====== Entries supplied
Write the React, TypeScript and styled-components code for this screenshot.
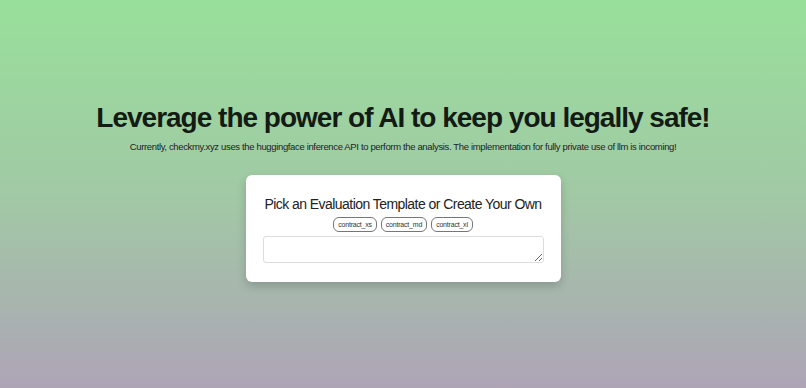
import React from "react"
import styled, { createGlobalStyle } from "styled-components"

const GlobalStyle = createGlobalStyle`
  html, body {
    margin: 0;
    padding: 0;
  }
  body {
    font-family: "Liberation Sans", Arial, sans-serif;
    color: #1a1a1a;
  }
`

const templates = ["contract_xs", "contract_md", "contract_xl"]

export default function App() {
  return (
    <Page>
      <GlobalStyle />
      <Title>Leverage the power of AI to keep you legally safe!</Title>
      <Subtitle>
        Currently, checkmy.xyz uses the huggingface inference API to perform the analysis. The
        implementation for fully private use of llm is incoming!
      </Subtitle>
      <Card>
        <CardTitle>Pick an Evaluation Template or Create Your Own</CardTitle>
        <Chips>
          {templates.map((name) => (
            <Chip key={name}>{name}</Chip>
          ))}
        </Chips>
        <Prompt />
      </Card>
    </Page>
  )
}

const Page = styled.main`
  min-height: 100vh;
  box-sizing: border-box;
  padding-top: 101px;
  display: flex;
  flex-direction: column;
  align-items: center;
  background: linear-gradient(180deg, #98e09a 0%, #a1c9a5 50%, #aea4b6 100%);
`

const Title = styled.h1`
  margin: 0;
  font-size: 28px;
  line-height: 34px;
  font-weight: 700;
  letter-spacing: -1px;
  color: #141a14;
`

const Subtitle = styled.p`
  margin: 6px 0 0;
  font-size: 9.5px;
  line-height: 12px;
  letter-spacing: -0.35px;
  color: #222;
`

const Card = styled.section`
  margin-top: 22px;
  width: 315px;
  box-sizing: border-box;
  padding: 20px 17px 19px;
  background: #fff;
  border-radius: 6px;
  box-shadow: 0 4px 10px rgba(0, 0, 0, 0.18);
  display: flex;
  flex-direction: column;
  align-items: center;
`

const CardTitle = styled.h2`
  margin: 0;
  font-size: 14px;
  line-height: 18px;
  font-weight: 400;
  letter-spacing: -0.55px;
  white-space: nowrap;
  color: #222;
`

const Chips = styled.div`
  margin-top: 4px;
  display: flex;
  gap: 4px;
`

const Chip = styled.button`
  font-family: "Liberation Sans", Arial, sans-serif;
  font-size: 7px;
  line-height: 9px;
  letter-spacing: -0.2px;
  padding: 2px 4px;
  border: 1px solid #777;
  border-radius: 6px;
  background: #fff;
  color: #333;
`

const Prompt = styled.textarea`
  margin-top: 4px;
  width: 100%;
  height: 27px;
  box-sizing: border-box;
  border: 1px solid #ddd;
  border-radius: 3px;
  resize: vertical;
  font-family: inherit;
`
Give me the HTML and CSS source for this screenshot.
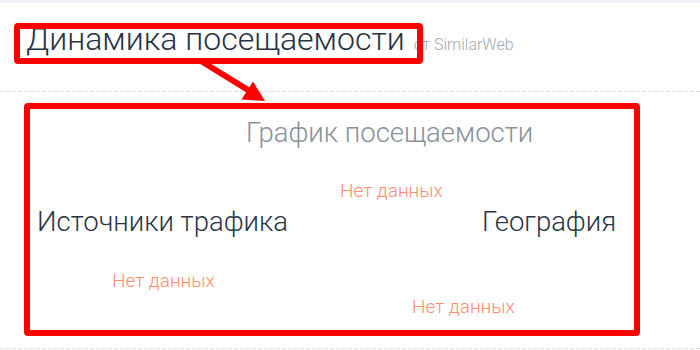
============
= Goal of the exercise =
Could you reproduce every record above exactly, leaving out the pictures?

= Complete response =
Write the React, TypeScript and styled-components code for this screenshot.
import React from "react"
import styled, { createGlobalStyle } from "styled-components"

const GlobalStyle = createGlobalStyle`
  html, body {
    margin: 0;
    padding: 0;
  }
  body {
    font-family: "Liberation Sans", Arial, sans-serif;
    color: #1a1a1a;
  }
`

const templates = ["contract_xs", "contract_md", "contract_xl"]

export default function App() {
  return (
    <Page>
      <GlobalStyle />
      <Title>Leverage the power of AI to keep you legally safe!</Title>
      <Subtitle>
        Currently, checkmy.xyz uses the huggingface inference API to perform the analysis. The
        implementation for fully private use of llm is incoming!
      </Subtitle>
      <Card>
        <CardTitle>Pick an Evaluation Template or Create Your Own</CardTitle>
        <Chips>
          {templates.map((name) => (
            <Chip key={name}>{name}</Chip>
          ))}
        </Chips>
        <Prompt />
      </Card>
    </Page>
  )
}

const Page = styled.main`
  min-height: 100vh;
  box-sizing: border-box;
  padding-top: 101px;
  display: flex;
  flex-direction: column;
  align-items: center;
  background: linear-gradient(180deg, #98e09a 0%, #a1c9a5 50%, #aea4b6 100%);
`

const Title = styled.h1`
  margin: 0;
  font-size: 28px;
  line-height: 34px;
  font-weight: 700;
  letter-spacing: -1px;
  color: #141a14;
`

const Subtitle = styled.p`
  margin: 6px 0 0;
  font-size: 9.5px;
  line-height: 12px;
  letter-spacing: -0.35px;
  color: #222;
`

const Card = styled.section`
  margin-top: 22px;
  width: 315px;
  box-sizing: border-box;
  padding: 20px 17px 19px;
  background: #fff;
  border-radius: 6px;
  box-shadow: 0 4px 10px rgba(0, 0, 0, 0.18);
  display: flex;
  flex-direction: column;
  align-items: center;
`

const CardTitle = styled.h2`
  margin: 0;
  font-size: 14px;
  line-height: 18px;
  font-weight: 400;
  letter-spacing: -0.55px;
  white-space: nowrap;
  color: #222;
`

const Chips = styled.div`
  margin-top: 4px;
  display: flex;
  gap: 4px;
`

const Chip = styled.button`
  font-family: "Liberation Sans", Arial, sans-serif;
  font-size: 7px;
  line-height: 9px;
  letter-spacing: -0.2px;
  padding: 2px 4px;
  border: 1px solid #777;
  border-radius: 6px;
  background: #fff;
  color: #333;
`

const Prompt = styled.textarea`
  margin-top: 4px;
  width: 100%;
  height: 27px;
  box-sizing: border-box;
  border: 1px solid #ddd;
  border-radius: 3px;
  resize: vertical;
  font-family: inherit;
`
Give me the HTML and CSS source for this screenshot.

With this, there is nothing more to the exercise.